The solution I came up with is a little hacky at the moment but it works & doesn’t change the two argument iterate construct.
This has been updated to include a fix to include getindex.
# B original iterator type
# I new iterator type
# IE eltype of I
# F function type that transforms I back to B
struct MagicState end
struct TransformedIterator{B,I,IE,F<:Function} <: Function
iter::I
f::F #This function is to transform the value returned by iter
end
TransformedIterator(base_iter::B,iter::I, f::F) where {B, I, F <: Function} = TransformedIterator{B,I,eltype(iter),F}(iter,f)
# This is the iterate function for every iterator the produces a Functional State.
@inline function Base.iterate(::B,next::Tuple{TransformedIterator{B,I,IE,F},S}) where { B,IE,I,S, F<:Function}
transformed_iter, state = next
next = iterate(transformed_iter.iter,state)
next === nothing && return nothing
(val,state) = next
return ( val,( transformed_iter, state), MagicState())
end
# According to the iterate interface you are suppose to destructure next so we just need to hijack this for the prototype
@inline function Base.indexed_iterate(t::Tuple{IE,Tuple{TransformedIterator{B,I,IE,F},S},MagicState}, i::Int, state=1) where { B,IE,I,S, F<:Function}
Base.@_inline_meta
if i == 1
v=t[1]
return v, i+1
else
return getfield(t, i), i+1
end
end
@inline function Base.getindex(t::Tuple{IE,Tuple{TransformedIterator{B,I,IE,F},S},MagicState}, i::Int) where { B,IE,I,S, F<:Function}
if i == 1
@inbounds f=getfield(t,2)[1].f
@inbounds vi=getfield(t,1)
return f(vi)
elseif i==2
@inbounds return getfield(t,2)
else
return nothing
end
end
@noinline function Base.mapfoldl_impl(f, op, nt::NamedTuple{(:init,)}, itr, i...)
init = nt.init
# Unroll the while loop once; if init is known, the call to op may
# be evaluated at compile time
y = iterate(itr, i...)
y === nothing && return init
v = init
while true
val, state = y
v = op(v, f(val))
y = iterate(itr, state)
y === nothing && break
end
return v
end
# The following is a simple wrapper for testing
struct TransformedArrayIterator{A <:Array}
a::A
end
Base.length(v::TransformedArrayIterator) = length(v.a)

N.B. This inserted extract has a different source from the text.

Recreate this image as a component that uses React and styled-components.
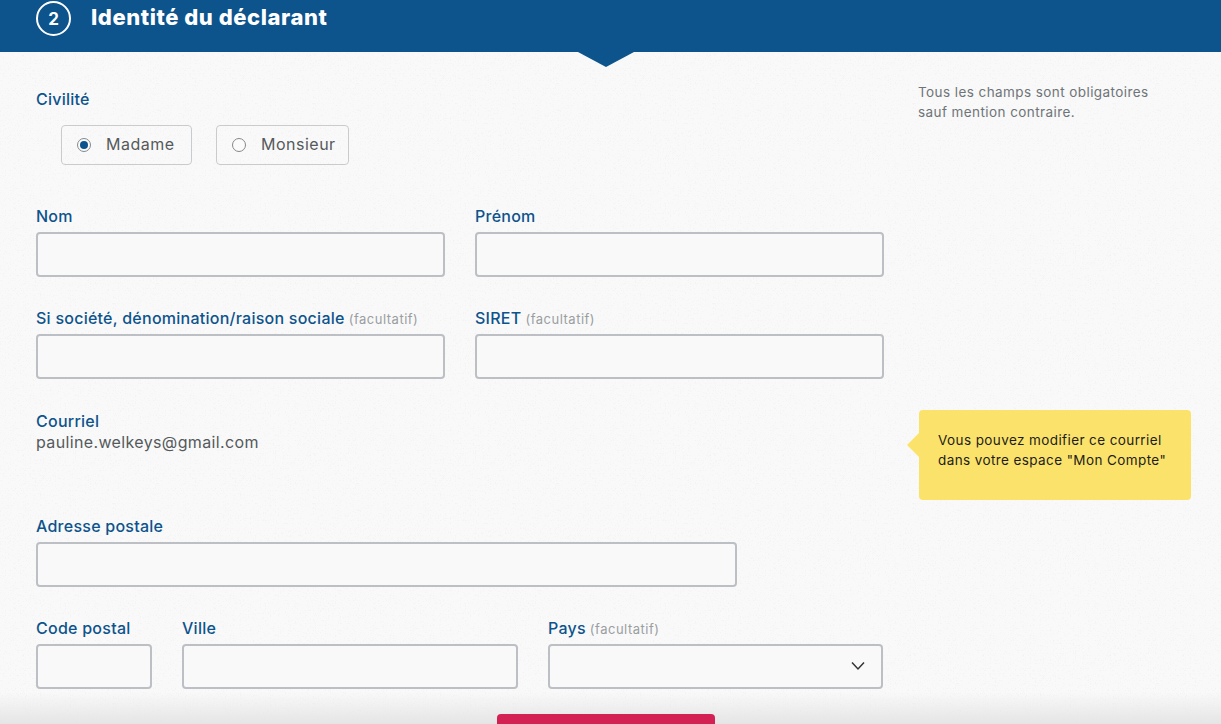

Base.eltype(v::TransformedArrayIterator{A}) where A = eltype(A)
Base.IteratorSize(v::TransformedArrayIterator{A}) where A = Base.IteratorSize(A)
Base.size(v::TransformedArrayIterator{A}, dim) where A = size(iter.a,dim)

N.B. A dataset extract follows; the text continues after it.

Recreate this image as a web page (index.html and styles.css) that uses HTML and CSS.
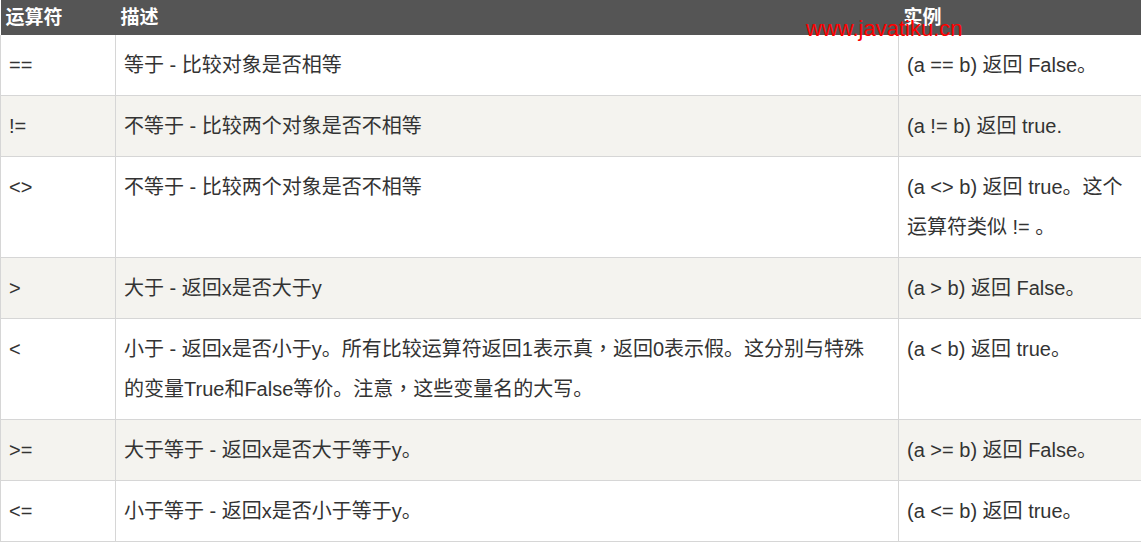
FILE: index.html
```html
<!DOCTYPE html>
<html lang="zh-CN">
<head>
<meta charset="utf-8">
<title>比较运算符</title>
<link rel="stylesheet" href="styles.css">
</head>
<body>
<div class="wrap">
  <table class="ops">
    <colgroup>
      <col class="c-op">
      <col class="c-desc">
      <col class="c-ex">
    </colgroup>
    <thead>
      <tr><th>运算符</th><th>描述</th><th>实例</th></tr>
    </thead>
    <tbody>
      <tr><td>==</td><td>等于 - 比较对象是否相等</td><td>(a == b) 返回 False。</td></tr>
      <tr><td>!=</td><td>不等于 - 比较两个对象是否不相等</td><td>(a != b) 返回 true.</td></tr>
      <tr><td>&lt;&gt;</td><td>不等于 - 比较两个对象是否不相等</td><td>(a &lt;&gt; b) 返回 true。这个<br>运算符类似 != 。</td></tr>
      <tr><td>&gt;</td><td>大于 - 返回x是否大于y</td><td>(a &gt; b) 返回 False。</td></tr>
      <tr><td>&lt;</td><td>小于 - 返回x是否小于y。所有比较运算符返回1表示真<span class="punct" lang="zh-TW">，</span>返回0表示假。这分别与特殊<br>的变量True和False等价。注意<span class="punct" lang="zh-TW">，</span>这些变量名的大写。</td><td>(a &lt; b) 返回 true。</td></tr>
      <tr><td>&gt;=</td><td>大于等于 - 返回x是否大于等于y。</td><td>(a &gt;= b) 返回 False。</td></tr>
      <tr><td>&lt;=</td><td>小于等于 - 返回x是否小于等于y。</td><td>(a &lt;= b) 返回 true。</td></tr>
    </tbody>
  </table>
  <div class="watermark">www.javatiku.cn</div>
</div>
</body>
</html>
```

FILE: styles.css
```css
html, body {
  margin: 0;
  padding: 0;
  background: #fff;
  overflow: hidden;
}

.wrap {
  position: relative;
  width: 1141px;
  overflow: hidden;
}

.ops {
  border-collapse: collapse;
  table-layout: fixed;
  width: 1160px;
  font-family: "Liberation Sans", Arial, "Noto Sans CJK SC", sans-serif;
  color: #333;
}

.c-op { width: 115px; }
.c-desc { width: 783px; }
.c-ex { width: 262px; }

.ops th {
  background: #555;
  color: #fff;
  font-size: 19px;
  font-weight: bold;
  text-align: left;
  height: 34px;
  padding: 1px 5px 0;
  line-height: 32px;
  vertical-align: middle;
  border: none;
}

.ops td {
  font-size: 20px;
  line-height: 40px;
  padding: 10px 8px;
  vertical-align: top;
  border: 1px solid #d6d6d6;
}

.ops thead + tbody tr:first-child td {
  border-top: none;
}

.ops tbody tr:nth-child(even) td {
  background: #f4f3ef;
}

.punct {
  font-family: "Noto Sans CJK TC", sans-serif;
  line-height: 1;
}

.watermark {
  position: absolute;
  left: 806px;
  top: 18px;
  font-family: "Liberation Sans", Arial, sans-serif;
  font-size: 22px;
  line-height: 1;
  color: #ff0000;
  white-space: nowrap;
}
```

# The initial iterator call returns a special state that can be dispatched on
function Base.iterate(v::TransformedArrayIterator)
a=v.a
L=length(a)
iter=1:L
next=iterate(iter)
next === nothing && return nothing
ti = TransformedIterator(v,iter,i->(@inbounds a[i]))
return next[1],(ti,next[2]),MagicState()
end
For the mean time we need the following functions for benchmarking:
function for_sum(iter)
ret=eltype(iter)(0)
for v in iter
ret += v
end
return ret
end
# goto_sum is needed because currently for is not lowered with the proper destructuring of next
function goto_sum(iter)
ret=eltype(iter)(0)
next = iterate(iter)
(next === nothing) && @goto loop_end
@label loop_head
(v, state) = next
ret+=v
next = iterate(iter, state)
next === nothing && @goto loop_end
@goto loop_head
@label loop_end
return ret
end
Lets sanity check their equivlence:
julia> a=collect(1:1000);
julia> for_sum(a)
500500
julia> goto_sum(a)
500500
julia> @benchmark for_sum($a)
BenchmarkTools.Trial:
memory estimate: 0 bytes
allocs estimate: 0
--------------
minimum time: 78.688 ns (0.00% GC)
median time: 83.785 ns (0.00% GC)
mean time: 91.614 ns (0.00% GC)
maximum time: 883.004 ns (0.00% GC)
--------------
samples: 10000
evals/sample: 964
julia> @benchmark goto_sum($a)
BenchmarkTools.Trial:
memory estimate: 0 bytes
allocs estimate: 0
--------------
minimum time: 78.688 ns (0.00% GC)
median time: 83.778 ns (0.00% GC)
mean time: 91.086 ns (0.00% GC)
maximum time: 793.855 ns (0.00% GC)
--------------
samples: 10000
evals/sample: 957
Now for the punchline lets show what iterator transformation can do:
julia> transformed_iter = TransformedArrayIterator(a);
julia> goto_sum(transformed_iter)
500500
julia> @benchmark goto_sum($transformed_iter)
BenchmarkTools.Trial:
memory estimate: 0 bytes
allocs estimate: 0
--------------
minimum time: 49.005 ns (0.00% GC)
median time: 53.506 ns (0.00% GC)
mean time: 65.202 ns (0.00% GC)
maximum time: 2.421 μs (0.00% GC)
--------------
samples: 10000
evals/sample: 985
Right now this is hacked into the interface but with a bit of help I am sure this could look alot cleaner.